Только звезды нейтральны
Шрифт:
Головко слушает бой…
Миновали трудные времена. На фронтах обозначился перелом. Это чувствовалось повсюду, и в Заполярье тоже. Однако все понимали и другое: каждый удар по противнику здесь - эхом отзовется там, где решаются судьбы войны.
К тому времени Северный флот получил новую технику. И какое пополнение! Самые современные самолеты, в том числе и торпедоносцы. Анализ полетов, разбор почти каждой атаки с воздуха - и вот уже суммируется ценный боевой опыт и намечаются новые пути боевого использования авиации.
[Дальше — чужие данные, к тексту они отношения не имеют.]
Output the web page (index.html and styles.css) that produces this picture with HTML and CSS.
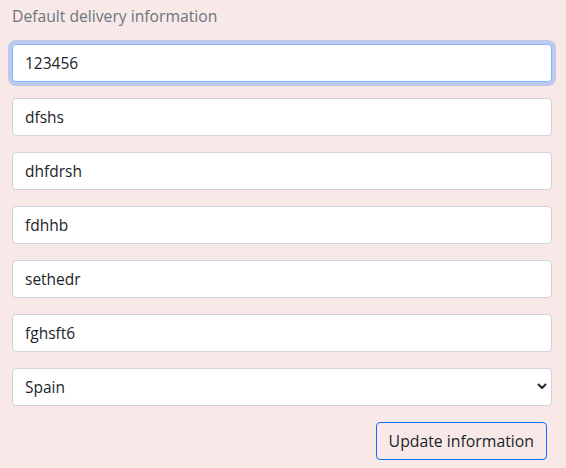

Так в процессе коллективного творчества рождается идея взаимодействия бомбардировщиков, штурмовиков, торпедоносцев. Воздушные разведчики находят для них
Кроме пополнения морской авиация, а ту самую пору пять подводных лодок пришли с Тихоокеанского флота, совершив переход через два океана и десять морей. Шутка сказать, семнадцать тысяч миль осталось у них за кормой! И уже само по себе это было лучшей школой для морских воинов, проверкой боевых качеств экипажей. Все они выдержали испытание. А придя в Полярный, отказались от отдыха и скоро вышли на позиции.
Их действия - предмет пристального внимания командующего флотом. На основании его наблюдений в дневнике появилась запись: «Хорошо проявили себя экипажи подводных лодок: С-55 под командованием капитан-лейтенанта Л. М. Сушкина, С-56 под командованием капитан-лейтенанта Г. И. Щедрина и С-51 под командованием капитана третьего ранга И. Ф. Кучеренко».
Это оценка в общем и целом. Но тем дело не ограничивается. Пытливый ум Головко интересуют детали, приемы, какими пользуются тихоокеанцы, то новое, что привнесли они в тактику боевых действий.
Сушкин, например, одним залпом поражает два корабля. Каким образом? В дневнике Головко находим подробный ответ. Выясняется неожиданное: командир лодки терпеливо выжидает, когда «два судна противника начинают створиваться форштевнем и ахтерштевнем (то есть представляют собой на неизвестный срок одну цель), и посылает все торпеды из носовых аппаратов в направлении этой единой цели».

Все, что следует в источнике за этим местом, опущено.